One noteworthy DeFi insider has said “Decentralized Finance will do to the banking industry what email did to the post office”
This groundbreaking technology has the power to change literally everything about how we currently bank, invest, and transact with our money.
And if even a fraction of what our team predicts turn out to be accurate, trillions of dollars in value will flow into the DeFi space in the coming years. This means an unprecedented opportunity for investors who get in early. And it's still VERY EARLY.
There is one big problem though…investing in a lot of DeFi projects means buying cryptocurrencies, and completing complex and risky transactions completley on your own. While we do recommend strongly that our readers learn how to do this, we do not advise our readers do things like swapping, staking, or yield farming with cryptocurrencies without doing their own research first. And lots of it.
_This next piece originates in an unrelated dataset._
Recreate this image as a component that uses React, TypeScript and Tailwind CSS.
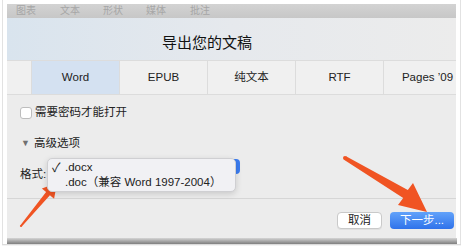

Thats why we love DeFi Technologies so much. The #5 stock on our list is a great way for retail investors to get exposure to the DeFi Space without the added complexities of crypto.
DeFi Technologies is a publicly traded company builds and manages assets in the rapidly emerging decentralized financial market, providing institutional and retail investors easy access to previously unseen returns through innovative projects and groundbreaking protocols that are fundamentally reshaping the global financial system.
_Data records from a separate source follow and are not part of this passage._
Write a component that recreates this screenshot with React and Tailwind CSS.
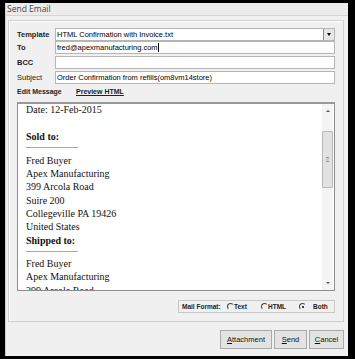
import React from "react";

const ui = { fontFamily: '"Liberation Sans", Arial, sans-serif' };
const serif = { fontFamily: '"Liberation Serif", "Times New Roman", serif' };

const Row = ({ label, bold, className, children }) => (
  <div className={"flex items-center h-[13px] " + (className || "")}>
    <div className={"w-[38px] text-[7.5px] text-[#222] " + (bold ? "font-bold" : "")}>{label}</div>
    <div className="relative w-[280px] h-full bg-white border border-[#b5b5b5] flex items-center pl-[1px] text-[7.5px] text-black">
      {children}
    </div>
  </div>
);

const Radio = ({ checked, label }) => (
  <div className="flex items-center">
    <div className="w-[7px] h-[7px] rounded-full border border-t-[#444] border-l-[#444] border-r-transparent border-b-transparent flex items-center justify-center">
      {checked && <div className="w-[2px] h-[2px] rounded-full bg-black" />}
    </div>
    <span className="font-bold">{label}</span>
  </div>
);

const Btn = ({ w, first, rest }) => (
  <div className={"h-[19px] bg-[#e3e3e3] border border-[#a9a9a9] flex items-center justify-center text-[7.5px] text-[#111] " + w}>
    <span className="underline">{first}</span>{rest}
  </div>
);

const Line = ({ children, bold }) => (
  <div className={"h-[13.3px] leading-[13.3px] whitespace-nowrap " + (bold ? "font-bold" : "")}>{children}</div>
);

export default function App() {
  return (
    <div className="w-[355px] h-[359px] bg-black pt-[3px] pl-[5px] pr-[7px] pb-[3px]" style={ui}>
      <div className="h-full flex flex-col bg-[#f0f0f0] border-l border-[#cfcfcf]">
        {/* title bar */}
        <div className="h-[13px] flex items-center pl-[1px] border-b border-[#d4d4d4] bg-[#ececec] text-[8.5px] text-[#444]" style={{ fontFamily: '"Open Sans", sans-serif' }}>
          Send Email
        </div>

        {/* group box */}
        <div className="ml-[2px] mt-[4px] w-[336px] h-[302px] border border-[#d0d0d0] shadow-[inset_1px_1px_0_#fff] px-[8px] pt-[7px] flex flex-col">
          <Row label="Template" bold>
            <span>HTML Confirmation with Invoice.txt</span>
            <div className="absolute right-[0px] top-[0px] bottom-[0px] w-[11px] bg-[#e6e6e6] border-l border-[#8a8a8a] flex items-center justify-center">
              <div className="w-0 h-0 border-l-[2.5px] border-r-[2.5px] border-t-[3px] border-l-transparent border-r-transparent border-t-black" />
            </div>
          </Row>
          <Row label="To" bold>
            <span>fred@apexmanufacturing.com</span>
            <div className="w-[1px] h-[9px] bg-black" />
          </Row>
          <Row label="BCC" bold className="mt-[2px]" />
          <Row label="Subject" className="mt-[2px]">
            <span>Order Confirmation from refills(om8vm14store)</span>
          </Row>

          <div className="mt-[4px] h-[9px] flex items-center text-[7px] text-[#222]">
            <span className="font-bold w-[59px]">Edit Message</span>
            <span className="font-bold underline">Preview HTML</span>
          </div>

          {/* message area */}
          <div className="mt-[5px] h-[189px] bg-white border border-[#8c8c8c] border-t-2 border-t-[#9a9a9a] flex overflow-hidden">
            <div className="flex-1 overflow-hidden pl-[8px] mt-[-1px] text-[10px] text-[#111]" style={serif}>
              <Line>Date: 12-Feb-2015</Line>
              <Line>&nbsp;</Line>
              <Line bold>Sold to:</Line>
              <div className="w-[52px] h-[1px] bg-[#a8a8a8] mt-[4px] mb-[6px]" />
              <Line>Fred Buyer</Line>
              <Line>Apex Manufacturing</Line>
              <Line>399 Arcola Road</Line>
              <Line>Suire 200</Line>
              <Line>Collegeville PA 19426</Line>
              <Line>United States</Line>
              <Line bold>Shipped to:</Line>
              <div className="w-[52px] h-[1px] bg-[#a8a8a8] mt-[4px] mb-[5px]" />
              <Line>Fred Buyer</Line>
              <Line>Apex Manufacturing</Line>
              <Line>399 Arcola Road</Line>
            </div>
            <div className="w-[11px] mr-[1px] flex flex-col bg-[#f4f4f4]">
              <div className="h-[14px] flex items-center justify-center">
                <div className="w-0 h-0 border-l-[2px] border-r-[2px] border-b-[2.5px] border-l-transparent border-r-transparent border-b-[#555]" />
              </div>
              <div className="h-[13px]" />
              <div className="h-[57px] bg-[#e2e2e2] border border-[#b8b8b8] rounded-[1px] flex items-center justify-center">
                <div className="w-[3px] h-[5px] border-y border-[#999] bg-[#ccc]" />
              </div>
              <div className="flex-1" />
              <div className="h-[14px] flex items-center justify-center">
                <div className="w-0 h-0 border-l-[2px] border-r-[2px] border-t-[2.5px] border-l-transparent border-r-transparent border-t-[#555]" />
              </div>
            </div>
          </div>

          {/* mail format */}
          <div className="mt-[9px] self-end w-[157px] h-[13px] border border-[#c8c8c8] bg-[#f0f0f0] flex items-center pl-[3px] text-[6.5px] text-[#222]">
            <span className="font-bold w-[45px]">Mail Format:</span>
            <div className="w-[34px]"><Radio label=" Text" /></div>
            <div className="w-[38px]"><Radio label=" HTML" /></div>
            <div className="flex items-center">
              <Radio checked label="" />
              <span className="font-bold ml-[7px]">Both</span>
            </div>
          </div>
        </div>

        {/* buttons */}
        <div className="mt-[8px] flex justify-end gap-[2px] pr-[4px]">
          <Btn w="w-[52px]" first="A" rest="ttachment" />
          <Btn w="w-[33px]" first="S" rest="end" />
          <Btn w="w-[35px]" first="C" rest="ancel" />
        </div>
      </div>
    </div>
  );
}
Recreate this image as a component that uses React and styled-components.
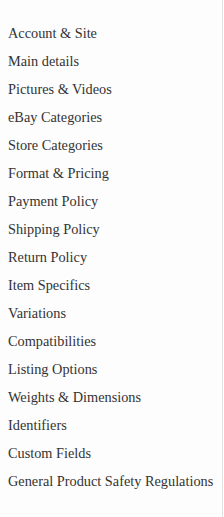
import React from "react";
import styled, { createGlobalStyle } from "styled-components";

const Global = createGlobalStyle`
  html, body { margin: 0; padding: 0; background: #ffffff; }
  body { font-family: "Liberation Serif", "Times New Roman", serif; }
`;

const Sidebar = styled.nav`
  box-sizing: border-box;
  width: 223px;
  min-height: 517px;
  background: #fdfdfd;
  border-right: 1px solid #e2e2e2;
  padding: 19px 0 0 8px;
`;

const List = styled.ul`
  list-style: none;
  margin: 0;
  padding: 0;
`;

const Item = styled.li`
  font-size: 14.3px;
  line-height: 28px;
  color: #333333;
  white-space: nowrap;
  cursor: pointer;
`;

const items = [
  "Account & Site",
  "Main details",
  "Pictures & Videos",
  "eBay Categories",
  "Store Categories",
  "Format & Pricing",
  "Payment Policy",
  "Shipping Policy",
  "Return Policy",
  "Item Specifics",
  "Variations",
  "Compatibilities",
  "Listing Options",
  "Weights & Dimensions",
  "Identifiers",
  "Custom Fields",
  "General Product Safety Regulations",
];

export default function App() {
  return (
    <>
      <Global />
      <Sidebar>
        <List>
          {items.map((t) => (
            <Item key={t}>{t}</Item>
          ))}
        </List>
      </Sidebar>
    </>
  );
}
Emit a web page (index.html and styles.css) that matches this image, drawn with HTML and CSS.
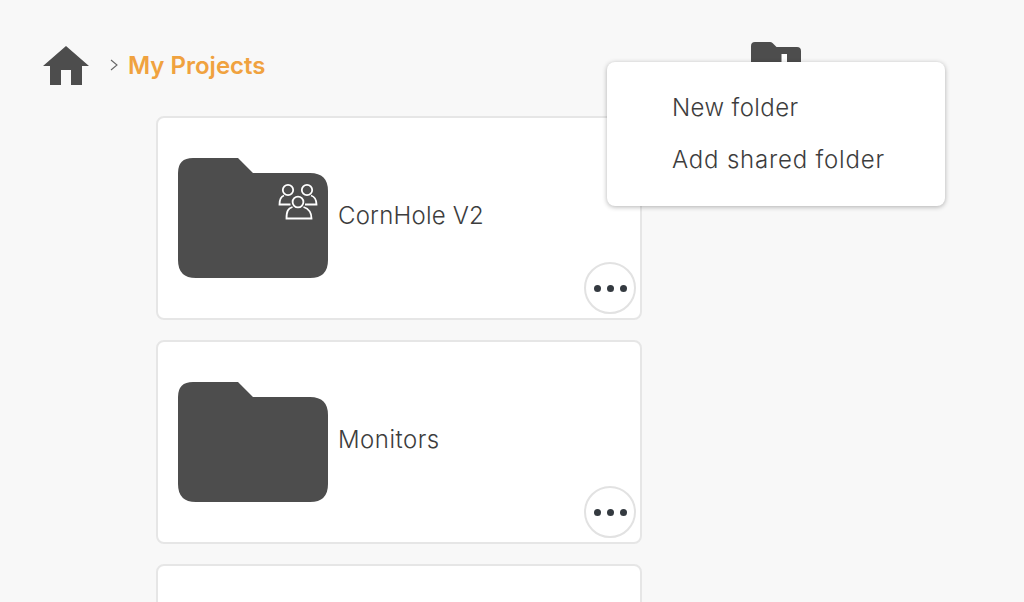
FILE: index.html
```html
<!DOCTYPE html>
<html lang="en">
<head>
<meta charset="utf-8">
<title>My Projects</title>
<link rel="stylesheet" href="styles.css">
</head>
<body>
<div class="page">
  <header class="header">
    <svg class="home" viewBox="0 0 46 39" aria-hidden="true"><path d="M23 0 46 20H39V39H28V24H18V39H7V20H0Z"/></svg>
    <svg class="chevron" viewBox="0 0 8 12" aria-hidden="true"><path d="M1 1 7 6 1 11"/></svg>
    <h1 class="crumb">My Projects</h1>
    <svg class="add-folder" viewBox="0 0 50 34" aria-hidden="true"><path d="M4 0H19Q20.500 0 21.500 1L25.500 5H46Q50 5 50 9V34H0V4Q0 0 4 0Z"/><path class="plus" d="M30.500 12H36V30H30.500Z"/></svg>
  </header>
  <main class="list">
    <section class="card">
      <div class="folder">
        <svg class="folder-shape" viewBox="0 0 150 120" aria-hidden="true"><path d="M15 0H60L75 15H132Q150 15 150 33V102Q150 120 132 120H18Q0 120 0 102V15Q0 0 15 0Z"/></svg>
        <svg class="people" viewBox="0 0 40 38" aria-hidden="true">
          <circle cx="10" cy="7" r="5.200"/>
          <circle cx="29" cy="7" r="5.200"/>
          <path d="M6 12.500C3 13.500 1.500 16 1.500 21.500H12.500"/>
          <path d="M33 12.500C36 13.500 38.500 16 38.500 21.500H27"/>
          <circle cx="20" cy="19" r="5.400"/>
          <path d="M14.500 24C10 25.500 8.500 28 8.500 35.500H33.500C33.500 28 30 25.500 25.500 24"/>
        </svg>
      </div>
      <span class="name">CornHole V2</span>
      <button class="more" type="button" aria-label="More"><i></i><i></i><i></i></button>
    </section>
    <section class="card">
      <div class="folder">
        <svg class="folder-shape" viewBox="0 0 150 120" aria-hidden="true"><path d="M15 0H60L75 15H132Q150 15 150 33V102Q150 120 132 120H18Q0 120 0 102V15Q0 0 15 0Z"/></svg>
      </div>
      <span class="name name-wide">Monitors</span>
      <button class="more" type="button" aria-label="More"><i></i><i></i><i></i></button>
    </section>
    <section class="card"></section>
  </main>
  <nav class="menu">
    <a class="menu-item">New folder</a>
    <a class="menu-item menu-item-long">Add shared folder</a>
  </nav>
</div>
</body>
</html>
```
FILE: styles.css
```css
* { box-sizing: border-box; }
html, body { margin: 0; height: 100%; overflow: hidden; }
body { background: #f8f8f8; color: #3d3d3d; font-family: "Inter", "Liberation Sans", sans-serif; }
.page { position: relative; height: 602px; overflow: hidden; }
.header { display: flex; align-items: center; height: 116px; padding: 14px 0 0 43px; position: relative; }
.home { width: 46px; height: 39px; fill: #4d4d4d; flex: none; }
.chevron { width: 8px; height: 12px; margin-left: 21px; fill: none; stroke: #666; stroke-width: 1.100; flex: none; }
.crumb { margin: 0 0 0 10px; font-size: 24px; font-weight: 600; color: #f0a23f; letter-spacing: 0; }
.add-folder { position: absolute; left: 751px; top: 42px; width: 50px; height: 34px; fill: #4d4d4d; }
.plus { fill: #fff; }
.list { display: flex; flex-direction: column; gap: 20px; margin-left: 156px; width: 486px; }
.card { position: relative; display: flex; align-items: center; flex: none; height: 204px; padding-left: 20px; background: #fff; border: 2px solid #e6e6e6; border-radius: 8px; }
.folder { position: relative; width: 150px; height: 120px; flex: none; }
.folder-shape { display: block; width: 150px; height: 120px; fill: #4d4d4d; }
.people { position: absolute; left: 100px; top: 25px; width: 40px; height: 38px; fill: none; stroke: #fff; stroke-width: 1.800; }
.name { margin: 0 0 6px 10px; font-size: 24px; font-weight: 350; color: #3d3d3d; letter-spacing: 0.2px; }
.name-wide { letter-spacing: 0.5px; }
.more { position: absolute; right: 4px; bottom: 4px; display: flex; align-items: center; justify-content: center; gap: 6px; width: 52px; height: 52px; padding: 0; background: #fff; border: 2px solid #e2e2e2; border-radius: 50%; }
.more i { width: 7px; height: 7px; border-radius: 50%; background: #343a40; }
.menu { position: absolute; left: 607px; top: 62px; display: flex; flex-direction: column; gap: 8px; width: 338px; height: 144px; padding: 24px 0 0 66px; background: #fff; border-radius: 8px; box-shadow: 0 1px 5px rgba(0,0,0,.3); }
.menu-item { display: block; height: 44px; line-height: 44px; font-size: 24px; font-weight: 350; color: #3d3d3d; letter-spacing: 0.4px; margin-left: -1px; }
.menu-item-long { letter-spacing: 0.8px; }
```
Now, it's worth noting that the price of DEFTF has moved fairly close to the overall price action of bitcoin and other cryptocurrencies. That means, when bitcoin sees a large drop, so has the stock. But the same has been the case when bitcoin goes up- DEFTF has generated much bigger gains than traditional stocks.
The stock made our list because we are big believers in cryptocurrency continuing to see massive adoption over the next decade. If you are looking to get easy, high-upside exposure to this exploding space, than DeFi Technologies is a great option.